In modern construction, 48 hours is the breaking point. If you cannot get a machine back up and running within two days, you start actively losing money on the job. The traditional OEM (Original Equipment Manufacturer) network, which relies on lean, just-in-time overseas inventory, simply cannot operate at that speed anymore.
Why the Dealership Only Mindset is Dying
For decades, the standard operating procedure for heavy equipment maintenance was simple: you buy a yellow machine, and when it breaks, you call the yellow dealership. Contractors were deeply loyal to their brand’s network, but that loyalty is evaporating.

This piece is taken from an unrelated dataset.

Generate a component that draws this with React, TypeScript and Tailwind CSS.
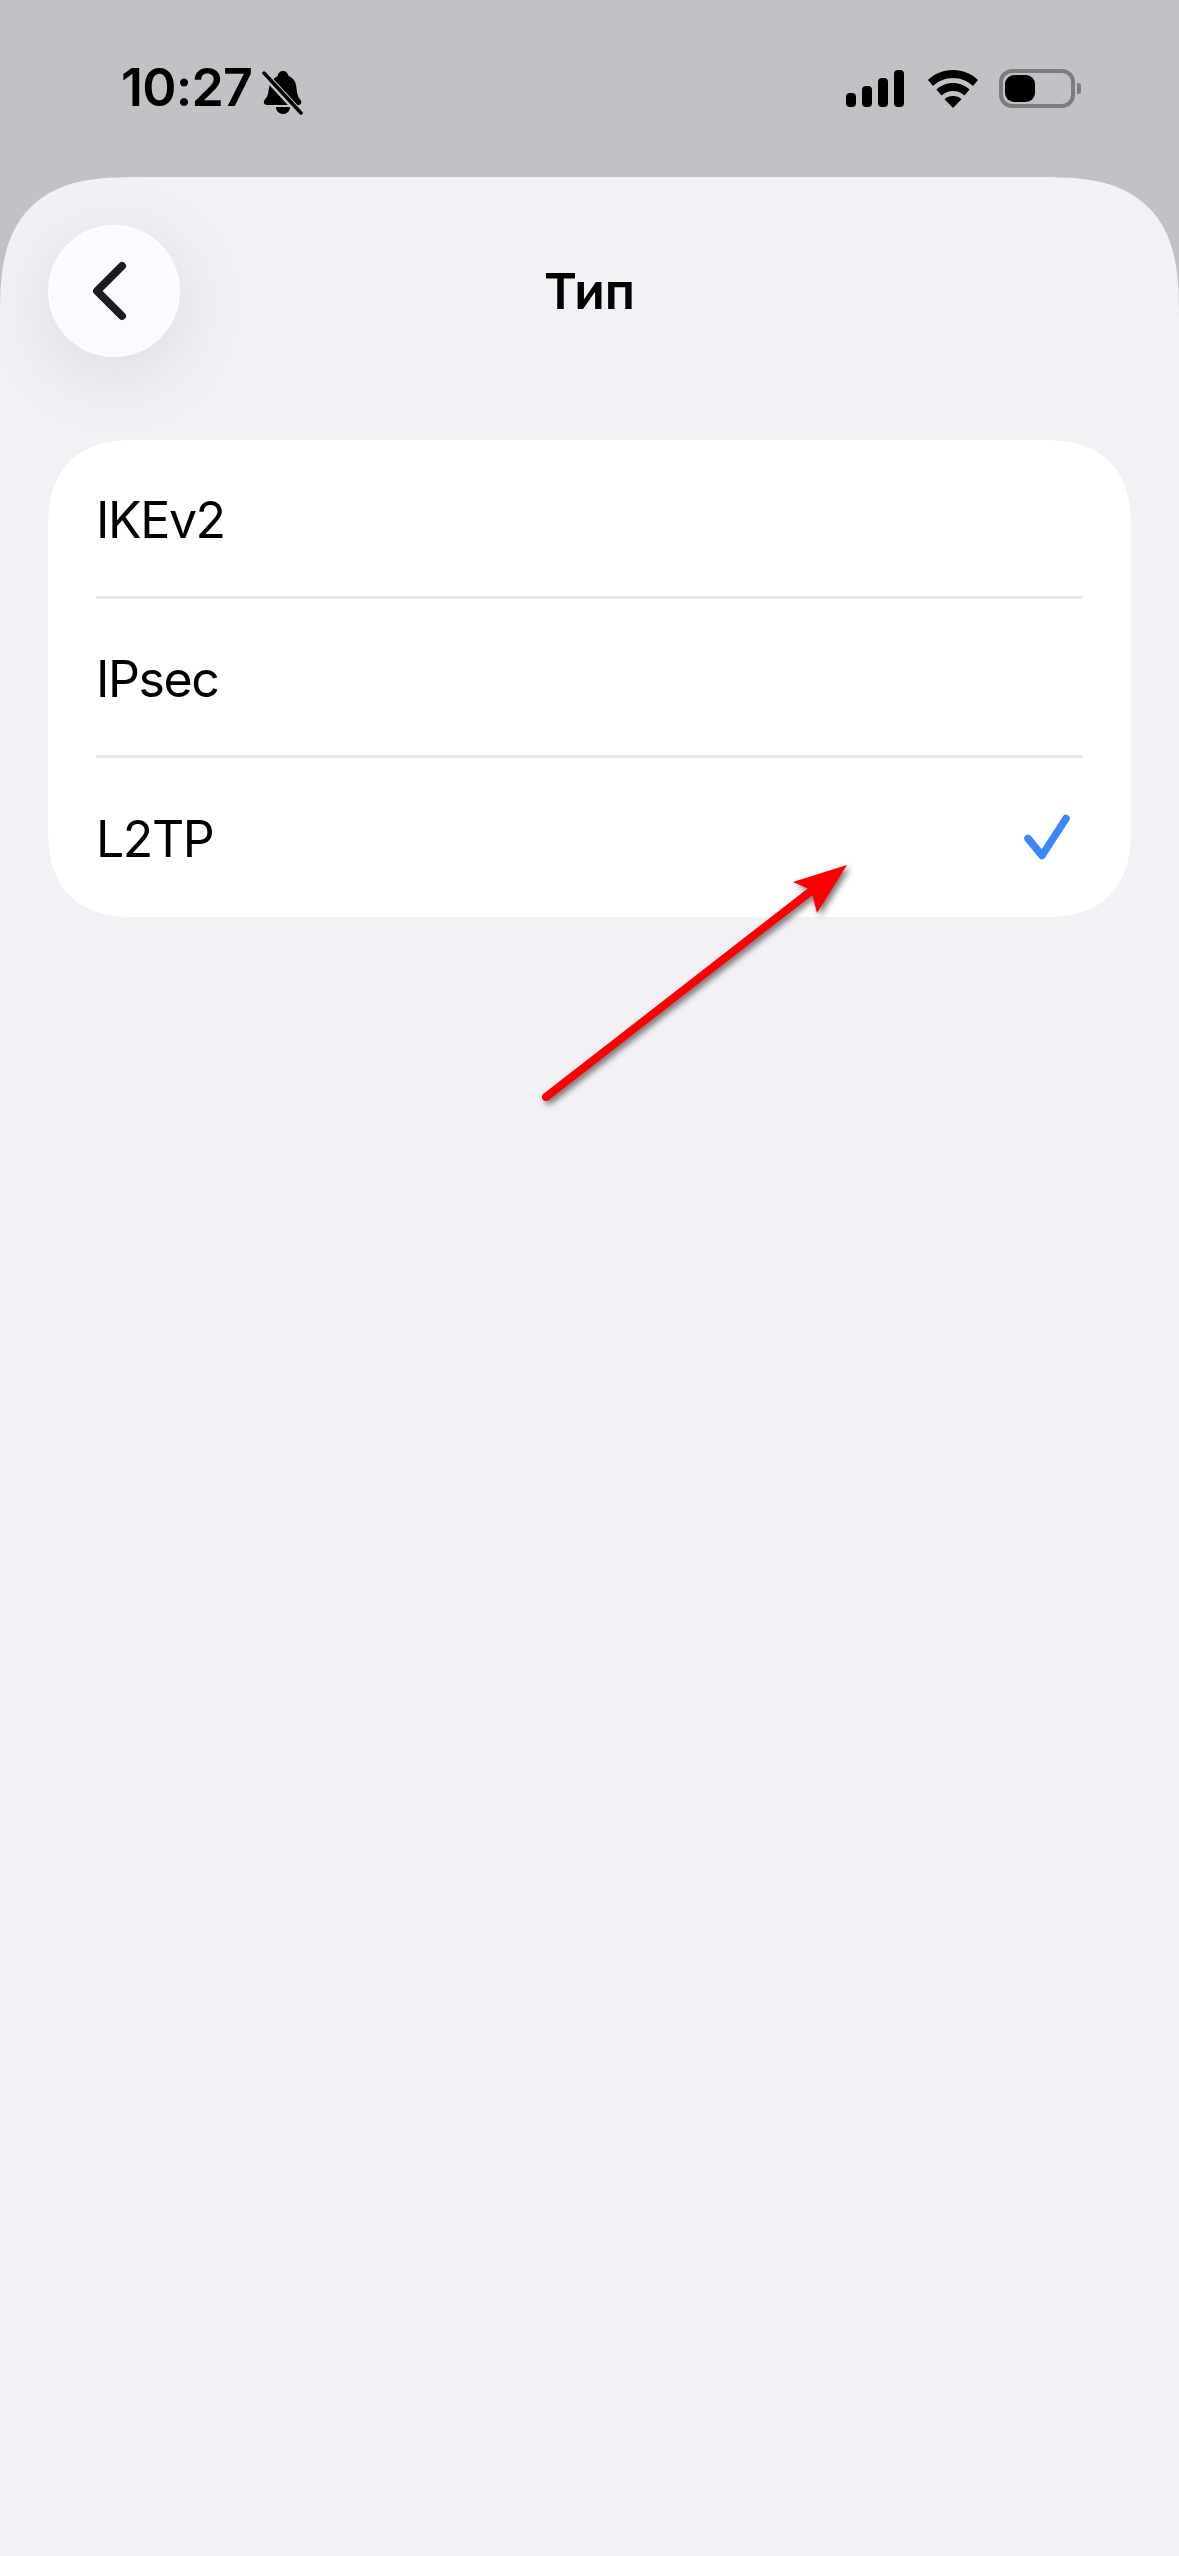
const ROWS = [
  { label: "IKEv2", height: "h-[156px]" },
  { label: "IPsec", height: "h-[156px]" },
  { label: "L2TP", height: "h-[159px]", checked: true },
];

function BellOff() {
  return (
    <svg width="42" height="46" viewBox="0 0 42 46" className="ml-[10px] mt-[1px]">
      <path
        d="M21 1c3 0 5 2 5.500 5 5 2 7.500 6 8 12 .5 6 1.500 9 4 12 1.500 2 1 5-2 5H5c-3 0-4-3-2.500-5 2.500-3 3.500-5 4-9 .5-3 1-6 2-8C11 9 13 7.500 15.500 6 16 3 18 1 21 1Z"
        fill="#000"
      />
      <path d="M14 37h14c0 4-3 7-7 7s-7-3-7-7Z" fill="#000" />
      <path d="M1 3 38 43" stroke="#c2c1c6" strokeWidth="7" />
      <path d="M2 3 39 43" stroke="#000" strokeWidth="3.500" strokeLinecap="round" />
    </svg>
  );
}

function StatusIcons() {
  return (
    <div className="flex items-center">
      <svg width="60" height="38" viewBox="0 0 60 38" fill="#000">
        <rect x="0" y="23" width="10" height="14" rx="4" />
        <rect x="16" y="16" width="10" height="21" rx="4" />
        <rect x="32" y="8" width="10" height="29" rx="4" />
        <rect x="48" y="0" width="10" height="37" rx="4" />
      </svg>
      <svg width="52" height="38" viewBox="0 0 52 38" fill="#000" className="ml-[21px]">
        <path d="M26 0c10 0 18.500 3.700 25 10l-5 6c-5.200-5-12-8-20-8S11.200 11 6 16l-5-6C7.500 3.700 16 0 26 0Z" />
        <path d="M26 13c6.500 0 12 2.500 16.500 6.500l-5 6C34.500 22.800 30.500 21 26 21s-8.500 1.800-11.500 4.500l-5-6C14 15.500 19.500 13 26 13Z" />
        <path d="M26 26c3.500 0 6.300 1.200 8.500 3.200L26 38l-8.500-8.800C19.700 27.200 22.500 26 26 26Z" />
      </svg>
      <div className="ml-[20px] flex items-center">
        <div className="w-[76px] h-[39px] rounded-[13px] border-[4px] border-[#7d7d80] p-[2px] flex">
          <div className="w-[30px] h-full rounded-[9px] bg-black" />
        </div>
        <div className="ml-[2px] w-[4px] h-[11px] rounded-r-[3px] bg-[#7d7d80]" />
      </div>
    </div>
  );
}

function Arrow() {
  return (
    <svg
      width="1179"
      height="2556"
      viewBox="0 0 1179 2556"
      className="absolute left-0 top-0 pointer-events-none drop-shadow-[3px_3px_3px_rgba(0,0,0,0.55)]"
    >
      <path d="M546 1097 815 888" stroke="#ff0000" strokeWidth="8" strokeLinecap="round" />
      <path d="M847 865 793 882 811 890 817 913Z" fill="#ff0000" />
    </svg>
  );
}

export default function App() {
  return (
    <div className="relative w-[1179px] h-[2556px] overflow-hidden flex flex-col bg-[#c2c1c6] font-['Inter',sans-serif] text-black">
      <div className="h-[177px] shrink-0 flex items-start justify-between pl-[121px] pr-[98px] pt-[69px]">
        <div className="flex items-start">
          <span className="text-[52px] leading-[38px] font-semibold tracking-[-0.8px]">10:27</span>
          <BellOff />
        </div>
        <StatusIcons />
      </div>

      <div className="flex-1 bg-[#f1f1f6] rounded-t-[140px] [corner-shape:superellipse(1.5)] px-[48px] pt-[48px]">
        <div className="relative flex items-center justify-center h-[132px]">
          <button className="absolute left-0 top-0 w-[132px] h-[132px] rounded-full bg-[#fbfbff] border-[2px] border-[#fdfdff] flex items-center justify-center shadow-[0_16px_80px_rgba(0,0,0,0.1)]">
            <svg width="44" height="60" viewBox="0 0 44 60" fill="none" className="mr-[4px]">
              <path d="M32 5 7 30l25 25" stroke="#1b1b20" strokeWidth="8" strokeLinecap="round" strokeLinejoin="round" />
            </svg>
          </button>
          <h1 className="text-[50px] leading-none font-semibold">Тип</h1>
        </div>

        <div className="mt-[83px] bg-white rounded-[88px] [corner-shape:superellipse(1.3)] overflow-hidden">
          {ROWS.map((row, i) => (
            <div key={row.label}>
              {i > 0 && <div className="ml-[48px] mr-[48px] h-[3px] bg-[#e8e8e8]" />}
              <div className={`${row.height} flex items-center justify-between pl-[48px] pr-[55px]`}>
                <span className="text-[50px] leading-none tracking-[-1.4px] pt-[3px]">{row.label}</span>
                {row.checked && (
                  <svg width="52" height="50" viewBox="0 0 52 50" fill="none">
                    <path d="M4 25.500 18 42.500 42 5.500" stroke="#3b87f7" strokeWidth="7.500" strokeLinecap="round" strokeLinejoin="round" />
                  </svg>
                )}
              </div>
            </div>
          ))}
        </div>
      </div>

      <Arrow />
    </div>
  );
}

Fleet managers are realizing that a logo on the side of a machine doesn’t matter if the machine can’t move. The OEM dealership model is incredibly top-heavy. They have massive overhead, and they rely on centralized distribution hubs that are still highly vulnerable to overseas shipping delays, port strikes, and manufacturing shortages. When a dealership tells a contractor they have to wait two months for a part, they are essentially telling that contractor to go out of business.
Because of this, the industry is seeing a massive shift toward the aftermarket. Independent contractors and rental yard owners are bypassing the front desk at the dealership and sourcing their own high-quality, direct-fit replacement parts.
The Rise of the Specialized Supplier
To survive in this high-urgency environment, contractors are heavily leaning on specialized, niche suppliers.
Instead of dealing with a massive corporate catalog that sells everything from wiper blades to diesel engines, smart mechanics are finding the guys who do exactly one thing perfectly. If you need a final drive motor, you find a supplier whose entire business model revolves around final drive motors.
Why? Because specialized suppliers carry massive amounts of domestic inventory. They don’t rely on a just-in-time model; they physically stock thousands of drives in local warehouses. In today’s market, the best replacement part isn’t just the one with the right torque specs. The best part is the one that is sitting on a shelf in a U.S. warehouse, ready to be put on a FedEx plane this afternoon so it can be bolted onto your machine by tomorrow morning. Availability is the new gold standard for quality.
Rewiring Your Maintenance Strategy
If you want to protect your margins from supply chain chaos, you have to stop playing defense. You cannot wait for a catastrophic failure to start looking for a supplier. By the time the machine is dead in the dirt, you have already lost the leverage.
Here is how top-tier fleet managers are changing their maintenance strategies right now:
- Identify the Warning Signs Early: Final drives rarely fail without warning. Train your operators to actually pay attention to the machine. If the excavator is pulling hard to one side, if it lacks the power to climb a standard incline, or if there is a massive puddle of gear oil sitting inside the track frame, the motor is actively dying.
- Pre-Emptive Ordering: If you catch a leaking seal or a whining gear early, do not wait for the motor to lock up. Order the replacement drive immediately. Run the machine gently while the part is in transit, and schedule the swap for a rainy day or a weekend.
- Vet Your Vendors Now: Do your homework before the busy season hits. Find an aftermarket supplier who answers the phone, knows the exact hydraulic specs of your specific machine, and guarantees same-day shipping.
Control You Can Handle
You cannot control the global supply chain. You cannot control the ports, the shipping lanes, or the manufacturing delays at the major OEM factories.
But you can absolutely control who you buy your parts from. In an industry where a missed deadline can cost you a client for life, waiting weeks for a repair is simply unacceptable. Stop letting backordered parts dictate your schedule. Find a domestic supplier who treats your downtime like the emergency it actually is, and get your guys back to work.